75歳以上が加入する後期高齢者医療制度について、厚生労働省は所得の低い人などを対象にした保険料軽減の特例措置を、段階的に廃止する方針を決めた。加入者の半数にあたる約865万人の保険料が上がる見込みだ。実施時期は今後詰める。
15日にあった社会保障審議会(厚労相の諮問機関)の部会で方針を示し、おおむね了承された。少子高齢化で現役世代の社会保障費の負担が重くなり、高齢者にも支払い能力に応じた負担を求める必要があると判断した。
75歳以上の保険料軽減措置(低所得者向けの特例) 朝日新聞 75歳以上の保険料軽減措置(低所得者向けの特例)
厚労省が示した影響額の試算によれば、年金収入が年80万円以下の一人暮らしのお年寄りの場合、現在の保険料は9割軽減の月額370円。特例が廃止されると7割軽減になり、月1120円に上がる。さらに二人暮らしの夫婦(ともに年金収入が年80万円以下)の場合、現在は保険料負担は9割軽減され、二人で月740円。特例がなくなり7割軽減になると、月2240円に上がるという。

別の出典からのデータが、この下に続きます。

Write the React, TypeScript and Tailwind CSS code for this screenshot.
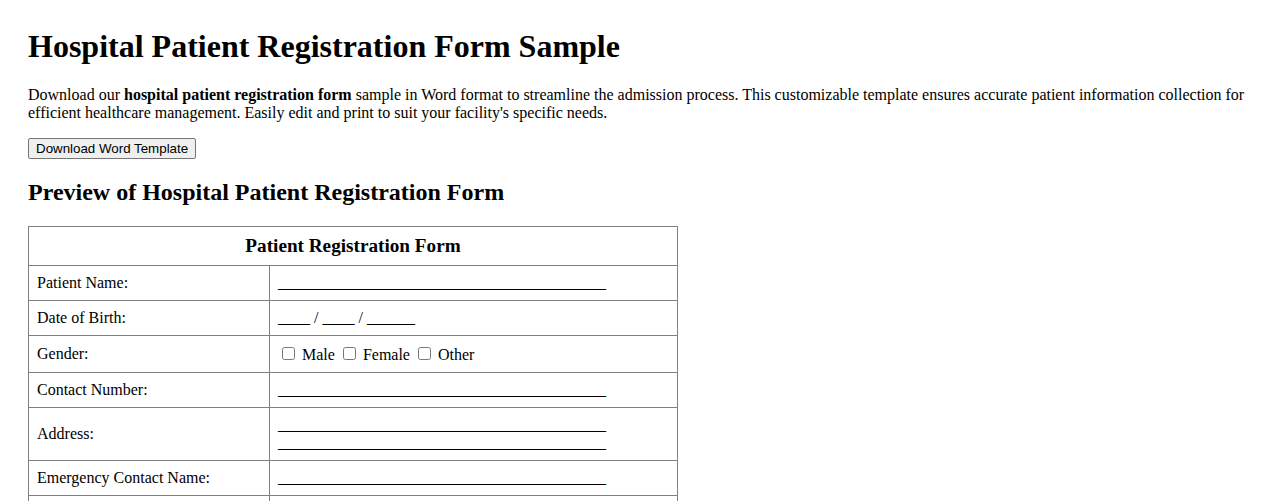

後期高齢者医療制度の保険料は個人単位で計算する。加入者全員が払う定額部分(均等割)と、所得に応じた部分(所得割)の合計で決まる。ただし低所得者の保険料負担が重くなりすぎないよう、軽減策が政令で決められている。定額部分については、一定の年収以下の人は、保険料の2割から7割が軽減される仕組みがある。